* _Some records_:
start
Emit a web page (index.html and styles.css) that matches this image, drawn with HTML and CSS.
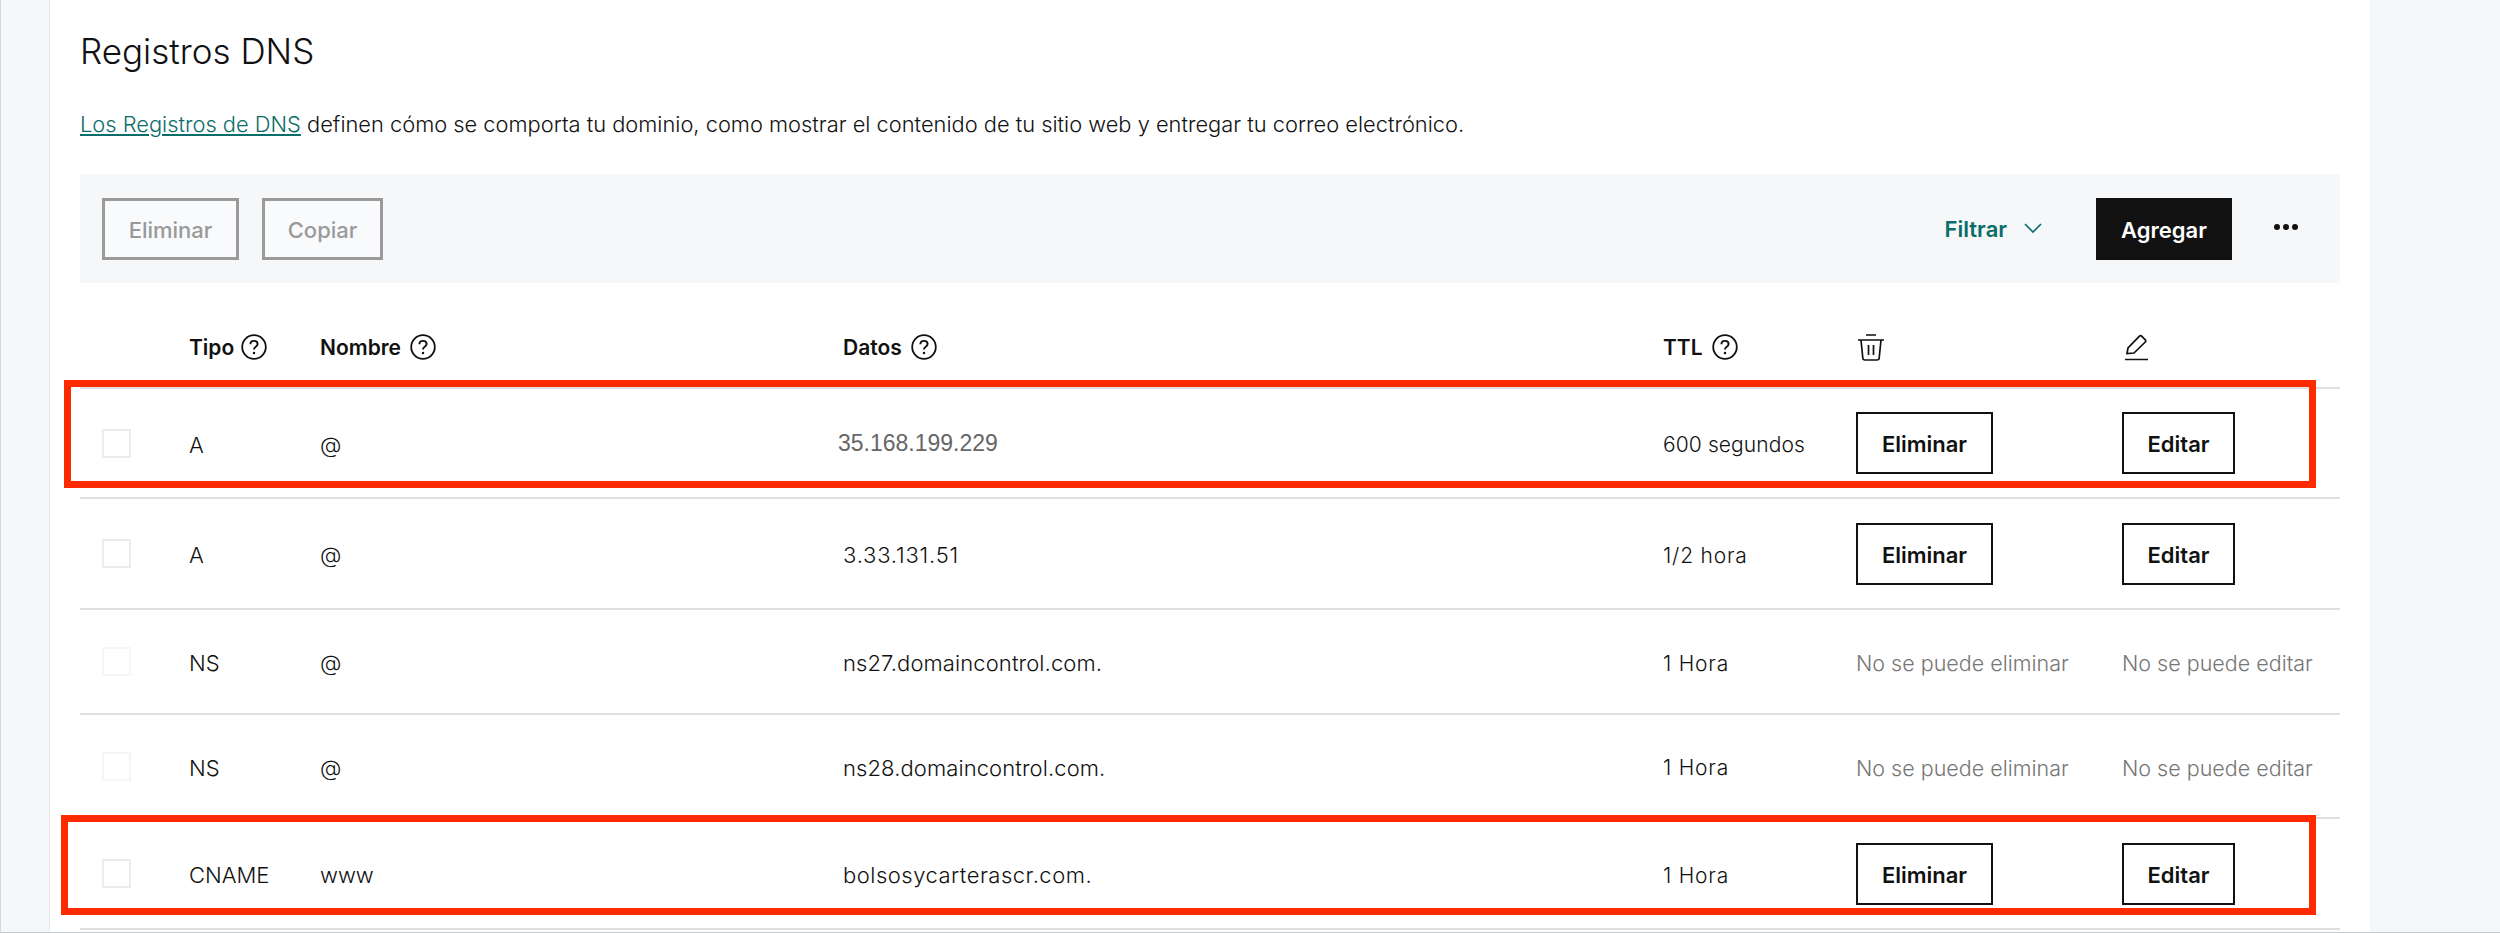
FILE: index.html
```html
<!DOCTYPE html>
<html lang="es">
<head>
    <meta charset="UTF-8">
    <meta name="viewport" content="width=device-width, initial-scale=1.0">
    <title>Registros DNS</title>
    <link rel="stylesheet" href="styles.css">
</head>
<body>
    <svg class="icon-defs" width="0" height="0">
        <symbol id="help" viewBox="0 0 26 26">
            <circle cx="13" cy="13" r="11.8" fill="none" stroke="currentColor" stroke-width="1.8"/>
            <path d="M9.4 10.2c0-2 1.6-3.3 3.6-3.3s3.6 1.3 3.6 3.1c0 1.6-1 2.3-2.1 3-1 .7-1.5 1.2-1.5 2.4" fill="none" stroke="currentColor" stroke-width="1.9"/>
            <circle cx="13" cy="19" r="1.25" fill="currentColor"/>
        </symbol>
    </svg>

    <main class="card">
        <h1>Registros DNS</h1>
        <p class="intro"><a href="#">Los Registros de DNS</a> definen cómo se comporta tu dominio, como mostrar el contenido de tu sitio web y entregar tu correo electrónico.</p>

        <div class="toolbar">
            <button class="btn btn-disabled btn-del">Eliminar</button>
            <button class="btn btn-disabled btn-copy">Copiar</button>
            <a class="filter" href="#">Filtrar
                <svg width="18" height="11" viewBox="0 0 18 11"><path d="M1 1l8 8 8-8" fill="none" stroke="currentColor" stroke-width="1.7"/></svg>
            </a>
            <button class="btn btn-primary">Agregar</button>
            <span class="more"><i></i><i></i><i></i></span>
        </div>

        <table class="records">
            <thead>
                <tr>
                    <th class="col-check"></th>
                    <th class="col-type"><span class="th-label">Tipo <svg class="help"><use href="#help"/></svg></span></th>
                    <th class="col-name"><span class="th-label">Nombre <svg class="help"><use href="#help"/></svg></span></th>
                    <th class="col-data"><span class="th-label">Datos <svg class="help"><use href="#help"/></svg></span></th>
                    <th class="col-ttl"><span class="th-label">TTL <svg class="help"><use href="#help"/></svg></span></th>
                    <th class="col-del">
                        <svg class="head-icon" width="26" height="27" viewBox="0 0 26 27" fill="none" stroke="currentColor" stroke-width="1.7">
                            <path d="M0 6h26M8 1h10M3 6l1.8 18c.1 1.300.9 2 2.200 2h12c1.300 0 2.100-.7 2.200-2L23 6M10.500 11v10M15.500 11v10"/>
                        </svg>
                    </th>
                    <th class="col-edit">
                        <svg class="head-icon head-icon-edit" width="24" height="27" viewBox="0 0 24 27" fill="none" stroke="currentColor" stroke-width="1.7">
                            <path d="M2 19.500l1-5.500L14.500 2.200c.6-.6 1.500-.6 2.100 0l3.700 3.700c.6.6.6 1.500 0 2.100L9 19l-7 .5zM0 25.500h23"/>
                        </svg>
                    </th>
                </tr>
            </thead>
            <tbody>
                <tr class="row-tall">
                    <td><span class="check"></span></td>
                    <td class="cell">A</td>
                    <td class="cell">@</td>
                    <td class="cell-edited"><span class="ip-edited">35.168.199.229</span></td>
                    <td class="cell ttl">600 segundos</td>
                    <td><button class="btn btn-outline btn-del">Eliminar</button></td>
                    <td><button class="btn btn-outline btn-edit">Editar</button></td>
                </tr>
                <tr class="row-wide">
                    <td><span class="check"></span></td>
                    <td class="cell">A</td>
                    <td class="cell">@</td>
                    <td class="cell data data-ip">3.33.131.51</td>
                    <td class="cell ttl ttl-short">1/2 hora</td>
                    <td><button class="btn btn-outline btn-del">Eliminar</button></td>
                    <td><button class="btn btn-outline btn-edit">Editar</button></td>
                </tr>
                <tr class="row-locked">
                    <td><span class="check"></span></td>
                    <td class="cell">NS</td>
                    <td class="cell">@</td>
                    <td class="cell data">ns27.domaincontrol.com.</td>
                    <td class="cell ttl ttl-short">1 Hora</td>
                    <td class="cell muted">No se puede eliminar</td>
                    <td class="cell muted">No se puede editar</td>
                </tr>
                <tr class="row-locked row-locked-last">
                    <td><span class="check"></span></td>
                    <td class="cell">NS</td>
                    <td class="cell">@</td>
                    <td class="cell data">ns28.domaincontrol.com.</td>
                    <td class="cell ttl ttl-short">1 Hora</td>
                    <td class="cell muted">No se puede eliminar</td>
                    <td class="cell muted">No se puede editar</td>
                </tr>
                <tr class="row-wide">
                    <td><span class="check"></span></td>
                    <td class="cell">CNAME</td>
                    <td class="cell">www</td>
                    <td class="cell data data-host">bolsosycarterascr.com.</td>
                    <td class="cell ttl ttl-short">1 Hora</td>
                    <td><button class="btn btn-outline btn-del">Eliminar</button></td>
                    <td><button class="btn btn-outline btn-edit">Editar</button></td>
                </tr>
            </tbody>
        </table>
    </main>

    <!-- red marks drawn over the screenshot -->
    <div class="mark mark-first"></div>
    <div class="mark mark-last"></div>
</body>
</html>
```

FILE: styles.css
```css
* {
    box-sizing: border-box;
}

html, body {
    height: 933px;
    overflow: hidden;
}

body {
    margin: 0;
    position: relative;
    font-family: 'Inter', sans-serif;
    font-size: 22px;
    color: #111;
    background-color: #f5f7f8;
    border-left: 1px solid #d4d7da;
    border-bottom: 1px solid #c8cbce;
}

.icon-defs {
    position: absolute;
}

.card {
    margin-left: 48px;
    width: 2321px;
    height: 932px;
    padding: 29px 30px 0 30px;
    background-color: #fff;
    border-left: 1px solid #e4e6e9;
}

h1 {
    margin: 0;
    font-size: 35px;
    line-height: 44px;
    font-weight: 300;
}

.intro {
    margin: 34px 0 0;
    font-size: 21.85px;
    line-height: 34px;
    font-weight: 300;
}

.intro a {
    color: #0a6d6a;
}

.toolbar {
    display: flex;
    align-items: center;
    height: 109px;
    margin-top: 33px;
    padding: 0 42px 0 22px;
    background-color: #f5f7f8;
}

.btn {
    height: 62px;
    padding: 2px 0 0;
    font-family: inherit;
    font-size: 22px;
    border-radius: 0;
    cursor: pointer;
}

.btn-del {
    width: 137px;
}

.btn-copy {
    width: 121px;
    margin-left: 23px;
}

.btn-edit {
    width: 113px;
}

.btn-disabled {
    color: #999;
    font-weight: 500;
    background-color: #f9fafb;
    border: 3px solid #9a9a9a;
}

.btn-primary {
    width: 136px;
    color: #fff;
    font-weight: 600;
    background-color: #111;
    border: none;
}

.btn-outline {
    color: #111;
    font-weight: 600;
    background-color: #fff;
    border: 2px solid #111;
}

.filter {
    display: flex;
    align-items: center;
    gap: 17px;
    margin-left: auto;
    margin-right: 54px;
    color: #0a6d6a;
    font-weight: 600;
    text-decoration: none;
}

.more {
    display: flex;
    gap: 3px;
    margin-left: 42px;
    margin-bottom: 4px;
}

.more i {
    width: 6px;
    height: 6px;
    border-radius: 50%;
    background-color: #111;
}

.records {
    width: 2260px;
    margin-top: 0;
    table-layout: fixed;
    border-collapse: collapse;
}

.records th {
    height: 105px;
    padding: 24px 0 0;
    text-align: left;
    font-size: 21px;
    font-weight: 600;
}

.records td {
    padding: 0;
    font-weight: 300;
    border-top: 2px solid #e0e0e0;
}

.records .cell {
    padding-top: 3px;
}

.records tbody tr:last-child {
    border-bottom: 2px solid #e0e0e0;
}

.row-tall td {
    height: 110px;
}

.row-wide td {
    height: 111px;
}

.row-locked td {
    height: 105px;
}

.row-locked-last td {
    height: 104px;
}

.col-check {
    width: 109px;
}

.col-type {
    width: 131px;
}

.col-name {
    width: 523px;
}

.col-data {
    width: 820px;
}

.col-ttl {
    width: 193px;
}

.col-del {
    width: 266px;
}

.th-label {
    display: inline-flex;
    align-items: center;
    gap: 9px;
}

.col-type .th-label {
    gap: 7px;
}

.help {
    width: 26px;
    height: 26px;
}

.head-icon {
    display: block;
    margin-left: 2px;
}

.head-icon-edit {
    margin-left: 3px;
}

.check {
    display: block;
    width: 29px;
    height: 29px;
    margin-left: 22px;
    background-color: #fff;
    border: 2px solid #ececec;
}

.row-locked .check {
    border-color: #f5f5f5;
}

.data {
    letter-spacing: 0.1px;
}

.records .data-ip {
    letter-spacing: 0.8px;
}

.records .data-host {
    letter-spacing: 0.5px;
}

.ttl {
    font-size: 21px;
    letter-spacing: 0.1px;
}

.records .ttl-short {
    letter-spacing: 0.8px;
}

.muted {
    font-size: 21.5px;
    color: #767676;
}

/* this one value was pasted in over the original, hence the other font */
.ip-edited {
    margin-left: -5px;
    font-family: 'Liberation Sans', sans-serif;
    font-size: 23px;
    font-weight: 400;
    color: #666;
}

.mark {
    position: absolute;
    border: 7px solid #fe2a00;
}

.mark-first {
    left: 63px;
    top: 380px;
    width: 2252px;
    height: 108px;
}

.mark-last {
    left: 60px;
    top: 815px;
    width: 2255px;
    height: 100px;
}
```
end
start
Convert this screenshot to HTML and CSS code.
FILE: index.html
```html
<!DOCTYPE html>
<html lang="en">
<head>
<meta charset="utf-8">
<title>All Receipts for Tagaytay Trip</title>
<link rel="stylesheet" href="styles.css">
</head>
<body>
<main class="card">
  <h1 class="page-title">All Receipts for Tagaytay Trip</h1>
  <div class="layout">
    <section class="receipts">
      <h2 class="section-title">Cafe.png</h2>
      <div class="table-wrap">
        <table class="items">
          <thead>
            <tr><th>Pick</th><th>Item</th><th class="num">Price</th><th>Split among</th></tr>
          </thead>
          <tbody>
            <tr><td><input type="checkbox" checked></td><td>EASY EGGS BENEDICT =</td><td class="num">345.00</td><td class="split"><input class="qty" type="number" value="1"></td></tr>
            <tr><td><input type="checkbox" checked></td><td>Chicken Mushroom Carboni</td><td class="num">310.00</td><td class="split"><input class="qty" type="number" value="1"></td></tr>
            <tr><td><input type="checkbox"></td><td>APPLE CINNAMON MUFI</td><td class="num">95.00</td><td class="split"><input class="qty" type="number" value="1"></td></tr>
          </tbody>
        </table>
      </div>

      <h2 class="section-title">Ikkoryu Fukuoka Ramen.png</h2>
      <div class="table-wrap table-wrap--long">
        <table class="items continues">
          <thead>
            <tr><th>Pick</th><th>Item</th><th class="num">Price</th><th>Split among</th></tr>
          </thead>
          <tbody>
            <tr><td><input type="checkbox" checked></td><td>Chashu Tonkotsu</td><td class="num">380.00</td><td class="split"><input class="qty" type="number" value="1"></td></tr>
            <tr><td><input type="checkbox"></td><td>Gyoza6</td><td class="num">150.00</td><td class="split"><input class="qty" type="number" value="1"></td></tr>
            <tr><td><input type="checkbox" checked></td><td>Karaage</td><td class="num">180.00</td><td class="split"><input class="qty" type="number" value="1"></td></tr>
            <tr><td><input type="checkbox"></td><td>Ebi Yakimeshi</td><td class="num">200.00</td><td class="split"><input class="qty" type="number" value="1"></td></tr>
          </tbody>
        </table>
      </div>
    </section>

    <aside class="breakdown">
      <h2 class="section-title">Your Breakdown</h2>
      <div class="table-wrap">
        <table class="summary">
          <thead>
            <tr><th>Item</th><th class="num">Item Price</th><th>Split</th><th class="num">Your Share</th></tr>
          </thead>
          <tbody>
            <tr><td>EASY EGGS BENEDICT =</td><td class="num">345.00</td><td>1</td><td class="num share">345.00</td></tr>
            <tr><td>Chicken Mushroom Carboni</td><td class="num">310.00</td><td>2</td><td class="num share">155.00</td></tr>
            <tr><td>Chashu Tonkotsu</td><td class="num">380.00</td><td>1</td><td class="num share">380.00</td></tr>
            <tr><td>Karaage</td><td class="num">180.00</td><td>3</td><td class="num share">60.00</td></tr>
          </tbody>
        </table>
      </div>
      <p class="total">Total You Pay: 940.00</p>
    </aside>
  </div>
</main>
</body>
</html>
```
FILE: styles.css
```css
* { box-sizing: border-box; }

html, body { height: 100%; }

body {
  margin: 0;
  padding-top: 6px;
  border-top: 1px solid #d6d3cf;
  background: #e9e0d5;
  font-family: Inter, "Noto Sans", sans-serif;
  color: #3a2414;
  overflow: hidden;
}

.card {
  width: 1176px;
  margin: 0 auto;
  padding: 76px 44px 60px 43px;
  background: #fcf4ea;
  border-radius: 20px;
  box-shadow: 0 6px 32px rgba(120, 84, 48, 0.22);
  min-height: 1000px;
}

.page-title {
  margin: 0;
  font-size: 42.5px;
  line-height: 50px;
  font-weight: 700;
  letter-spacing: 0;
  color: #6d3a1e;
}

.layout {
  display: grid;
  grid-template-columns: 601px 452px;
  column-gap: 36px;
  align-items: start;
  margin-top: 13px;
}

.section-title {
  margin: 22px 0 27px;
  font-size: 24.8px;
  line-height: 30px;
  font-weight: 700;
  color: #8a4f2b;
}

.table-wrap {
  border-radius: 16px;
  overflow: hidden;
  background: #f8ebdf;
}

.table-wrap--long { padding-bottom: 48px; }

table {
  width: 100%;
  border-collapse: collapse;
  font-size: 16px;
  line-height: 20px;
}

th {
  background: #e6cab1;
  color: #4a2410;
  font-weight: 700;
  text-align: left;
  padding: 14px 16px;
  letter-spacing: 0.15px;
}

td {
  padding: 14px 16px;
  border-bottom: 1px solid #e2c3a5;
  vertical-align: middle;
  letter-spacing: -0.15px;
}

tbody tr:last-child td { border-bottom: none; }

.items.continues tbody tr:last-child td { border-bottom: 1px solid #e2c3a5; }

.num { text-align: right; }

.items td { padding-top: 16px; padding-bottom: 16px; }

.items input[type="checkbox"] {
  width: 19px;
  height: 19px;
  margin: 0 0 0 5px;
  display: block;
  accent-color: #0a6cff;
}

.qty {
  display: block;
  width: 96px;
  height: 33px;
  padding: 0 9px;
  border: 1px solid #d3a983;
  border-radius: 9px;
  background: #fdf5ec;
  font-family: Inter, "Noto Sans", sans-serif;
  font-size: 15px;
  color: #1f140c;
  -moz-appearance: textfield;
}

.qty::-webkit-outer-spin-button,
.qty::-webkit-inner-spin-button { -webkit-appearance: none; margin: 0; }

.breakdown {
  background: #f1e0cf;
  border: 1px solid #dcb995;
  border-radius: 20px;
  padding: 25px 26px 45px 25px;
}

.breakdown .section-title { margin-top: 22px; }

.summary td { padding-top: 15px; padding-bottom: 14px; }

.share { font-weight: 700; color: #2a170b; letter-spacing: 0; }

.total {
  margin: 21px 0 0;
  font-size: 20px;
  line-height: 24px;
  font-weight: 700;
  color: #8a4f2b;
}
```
end
From the data above, work out how many lines contain the string "page" and reply with only the number.

3